In a paper published in the current issue of Progress in Oceanography, Dr. Jeremy Collie, University of Rhode Island Graduate School of Oceanography, Dr. Katherine Richardson, University of Arhus, Denmark, and Dr. John Steele, Woods Hole Oceanographic Institution, examine the mechanisms that can cause regime shifts in ecosystems and use oceanographic and ecological theory to shed light on the relationships between forcing and response variables.

The focus of the paper is to establish a theoretical basis for the occurrence of regime shifts in the ocean. Our understanding of regime shifts relies on observations of organisms and their marine environment taken on times scales of years and decades. Given the size, scope and interrelatedness of marine ecosystems, experimental manipulation is infeasible. Ecological theory and mathematical models are therefore essential tools for developing this understanding.
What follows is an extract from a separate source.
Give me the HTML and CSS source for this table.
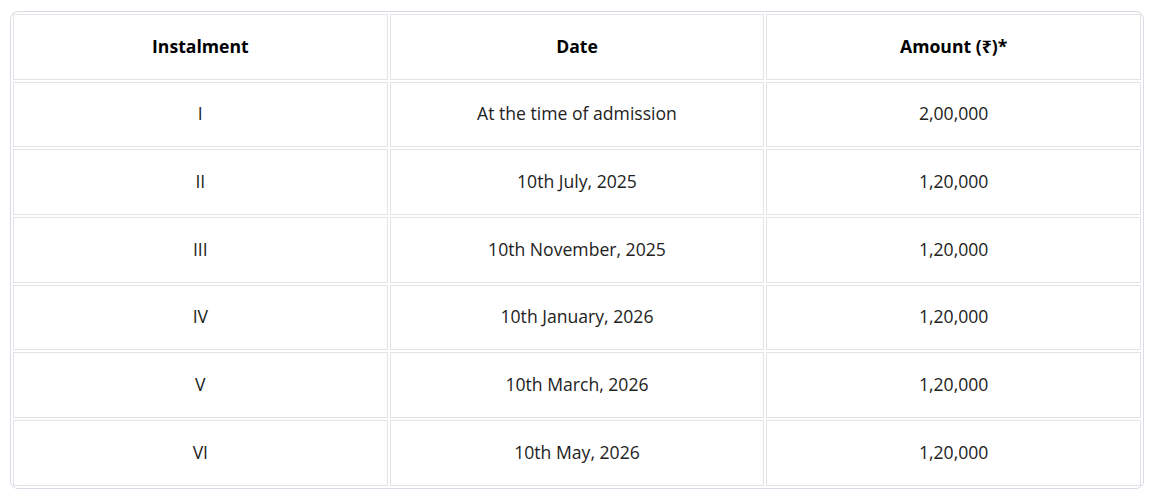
FILE: index.html
```html
<!DOCTYPE html>
<html lang="en">
<head>
<meta charset="utf-8">
<title>Instalments</title>
<link rel="stylesheet" href="styles.css">
</head>
<body>
<div class="table-wrap">
  <table class="fee-table">
    <thead>
      <tr><th>Instalment</th><th>Date</th><th>Amount (₹)*</th></tr>
    </thead>
    <tbody>
      <tr><td>I</td><td>At the time of admission</td><td>2,00,000</td></tr>
      <tr><td>II</td><td>10th July, 2025</td><td>1,20,000</td></tr>
      <tr><td>III</td><td>10th November, 2025</td><td>1,20,000</td></tr>
      <tr><td>IV</td><td>10th January, 2026</td><td>1,20,000</td></tr>
      <tr><td>V</td><td>10th March, 2026</td><td>1,20,000</td></tr>
      <tr><td>VI</td><td>10th May, 2026</td><td>1,20,000</td></tr>
    </tbody>
  </table>
</div>
</body>
</html>
```
FILE: styles.css
```css
html, body {
  margin: 0;
  background: #ffffff;
}
body {
  padding: 11px 11px 0 10px;
  font-family: "Open Sans", "Noto Sans", sans-serif;
  font-size: 17.6px;
  color: #222222;
}
.table-wrap {
  width: 1134px;
  box-sizing: border-box;
  border: 1px solid #dcdae6;
  border-radius: 8px;
  overflow: hidden;
}
.fee-table {
  width: 100%;
  border-collapse: separate;
  border-spacing: 2px;
  table-layout: fixed;
}
.fee-table th,
.fee-table td {
  border: 1px solid #e3e3e3;
  text-align: center;
  padding: 18.5px 10px 21.2px;
  line-height: 24px;
}
.fee-table th {
  font-weight: 700;
  font-size: 17.6px;
  color: #000000;
}
```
Regime shifts can occur, for example, when changes in ocean conditions, such as warming, affect plankton production, an event that easily propagates up the food chain. Changes in ocean conditions can also affect migration patterns, growth rates, and mortality of fish species.

Overfishing a species can also force a regime shift, changing the population dynamics of an entire ecosystem. A regime shift occurred at several levels of the food web in the English coinciding with lower phosphate levels. Other well-documented regime shifts have occurred in the northeast Pacific Ocean and in the North Sea zooplankton populations.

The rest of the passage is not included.